Of the Big Four, three have seen growth rates drop. Meanwhile, BDO Stoy
Hayward posted a hike of 28.7% to £107.4m, an improvement on the 25% growth in
the previous year. Grant Thornton saw growth of 17.73%.

BDO’s result is largely explained by the takeover of Chiltern, but there was
still around 15% of organic growth, with a large portion of that driven by
strategic changes to target transfer pricing and employer tax issues.

Paul Eagland, head of tax and audit at BDO, says: ‘Behind each credit crunch
headline is a government that will have to do what it can to balance the books
and that means taking its fair share of tax.’

Another notable success was Buzzacott, this year’s number 28 firm, with
growth of a little more than 18% compared to 19.5% last year.

Price Bailey, in at number 38, saw a 14% uplift – well down on last year’s
38%, but still steady given the current environment. Charles Olley, head of tax,
said the firm’s continued growth comes on the back of restructuring at the end
of 2006 which saw corporate tax move to consulting and personal tax become part
of its private client offering.

The big kick, he says, was when they ‘found margins in private clients were
well up’. He adds: ‘That came from working in a joined-up way rather than as a
discrete tax service.’

Sir Michael Snyder, senior partner at Kingston Smith, said his firm’s 16.77%
rise was down to investment in staff to expand the tax offering. ‘We felt that
our percentage of total fees from tax was lower than it could be.’ He says most
of the increase has come from corporate tax, while some is in personal.

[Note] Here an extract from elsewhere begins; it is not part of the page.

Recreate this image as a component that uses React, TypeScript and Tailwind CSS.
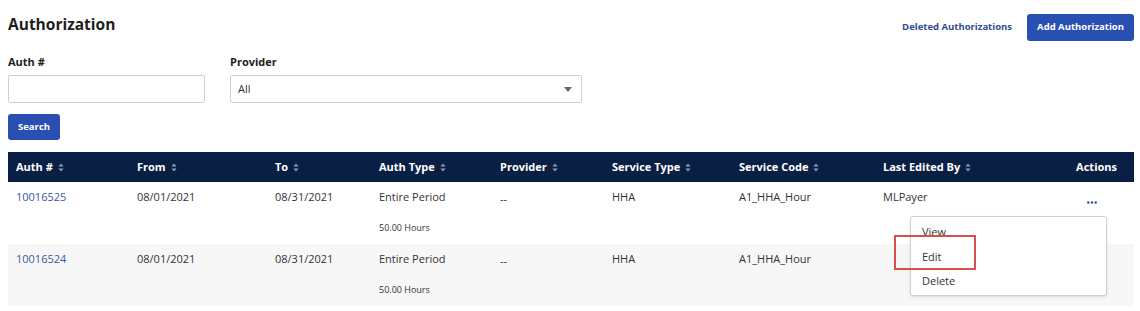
import React from 'react';

const font = "font-['Open_Sans','Liberation_Sans',sans-serif]";

const SortIcon = () => (
  <svg width="6" height="9" viewBox="0 0 6 9" className="ml-[5px] inline-block">
    <path d="M3 0.5 L5.6 3.6 H0.4 Z" fill="#8d9bb3" />
    <path d="M3 8.5 L5.6 5.4 H0.4 Z" fill="#8d9bb3" />
  </svg>
);

const cols = 'grid grid-cols-[121px_138px_104px_121px_112px_127px_144px_1fr_90px]';

const headers = ['Auth #', 'From', 'To', 'Auth Type', 'Provider', 'Service Type', 'Service Code', 'Last Edited By'];

const rows = [
  { id: '10016525', from: '08/01/2021', to: '08/31/2021', type: 'Entire Period', hours: '50.00 Hours', provider: '--', service: 'HHA', code: 'A1_HHA_Hour', editedBy: 'MLPayer', actions: true },
  { id: '10016524', from: '08/01/2021', to: '08/31/2021', type: 'Entire Period', hours: '50.00 Hours', provider: '--', service: 'HHA', code: 'A1_HHA_Hour', editedBy: '', actions: false },
];

export default function App() {
  return (
    <div className={`relative w-[1140px] h-[311px] bg-white text-[#333] ${font}`}>
      <div className="flex items-start justify-between pl-2 pr-[6px] pt-[13px]">
        <h1 className="text-[15.5px] font-bold leading-[22px] text-[#1e1e1e]">Authorization</h1>
        <div className="flex items-center gap-[15px] pt-px">
          <a className="text-[9.5px] font-bold text-[#2f4c94]">Deleted Authorizations</a>
          <button className="h-[27px] w-[107px] rounded-[3px] bg-[#2a4fb2] text-white text-[9.5px] font-bold">
            Add Authorization
          </button>
        </div>
      </div>

      <div className="flex gap-[25px] pl-2 mt-[13px]">
        <div className="flex flex-col">
          <label className="text-[11px] font-bold leading-[16px] text-[#222] mb-[5px]">Auth #</label>
          <input className="w-[197px] h-[28px] border border-[#cfcfcf] rounded-[2px] bg-white" />
        </div>
        <div className="flex flex-col">
          <label className="text-[11px] font-bold leading-[16px] text-[#222] mb-[5px]">Provider</label>
          <div className="w-[352px] h-[28px] border border-[#cfcfcf] rounded-[2px] bg-white flex items-center justify-between pl-[7px] pr-[9px]">
            <span className="text-[11px] text-[#333]">All</span>
            <svg width="8" height="5" viewBox="0 0 8 5"><path d="M0 0 H8 L4 5 Z" fill="#666" /></svg>
          </div>
        </div>
      </div>

      <div className="flex pl-2 mt-[11px]">
        <button className="h-[26px] w-[52px] rounded-[3px] bg-[#2a4fb2] text-white text-[9.5px] font-bold">Search</button>
      </div>

      <div className="ml-2 mr-[6px] mt-[12px]">
        <div className={`${cols} h-[30px] items-center bg-[#0a1f44] text-white text-[11px] font-bold`}>
          {headers.map((h) => (
            <div key={h} className="pl-2 flex items-center">
              {h}
              <SortIcon />
            </div>
          ))}
          <div className="text-right pr-[17px]">Actions</div>
        </div>
        {rows.map((r, i) => (
          <div key={r.id} className={`${cols} h-[62px] text-[11px] ${i % 2 ? 'bg-[#f7f7f7]' : 'bg-white'}`}>
            <div className="pl-2 pt-[7px] text-[#3a5a9c]">{r.id}</div>
            <div className="pl-2 pt-[7px]">{r.from}</div>
            <div className="pl-2 pt-[7px]">{r.to}</div>
            <div className="pl-2 pt-[7px] flex flex-col">
              <span>{r.type}</span>
              <span className="text-[9px] mt-[15px]">{r.hours}</span>
            </div>
            <div className="pl-2 pt-[9px]">{r.provider}</div>
            <div className="pl-2 pt-[7px]">{r.service}</div>
            <div className="pl-2 pt-[7px]">{r.code}</div>
            <div className="pl-2 pt-[7px]">{r.editedBy}</div>
            <div className="pt-[19px] pr-[37px] flex justify-end">
              {r.actions && (
                <svg width="10" height="3" viewBox="0 0 10 3">
                  <circle cx="1.3" cy="1.5" r="1.2" fill="#2f4c94" />
                  <circle cx="5" cy="1.5" r="1.2" fill="#2f4c94" />
                  <circle cx="8.7" cy="1.5" r="1.2" fill="#2f4c94" />
                </svg>
              )}
            </div>
          </div>
        ))}
      </div>

      <div className="absolute left-[910px] top-[216px] w-[197px] h-[80px] bg-white border border-[#d0d0d0] rounded-[3px] shadow-sm flex flex-col pl-[11px] pt-[3px] text-[11px] text-[#333]">
        <span className="leading-[24.5px]">View</span>
        <span className="leading-[24.5px]">Edit</span>
        <span className="leading-[24.5px]">Delete</span>
      </div>
      <div className="absolute left-[894px] top-[235px] w-[82px] h-[35px] border-2 border-[#d4504c]" />
    </div>
  );
}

But you can cut the data another way. Of the 33 top 50 firms we have figures
for, 12 saw double-digit growth – an impressive achievement in the current
climate. But 16 (43%) saw growth of less than 5%. A quarter of those saw flat or
negative growth. Chantrey Vellacott, Cooper Parry and Littlejohn saw no growth
at all, while DTE saw shrinkage of 8.3%.

Unless you invest – or restructured like Price Bailey, Kingston Smith and BDO
– it was a very difficult year to improve on growth rates.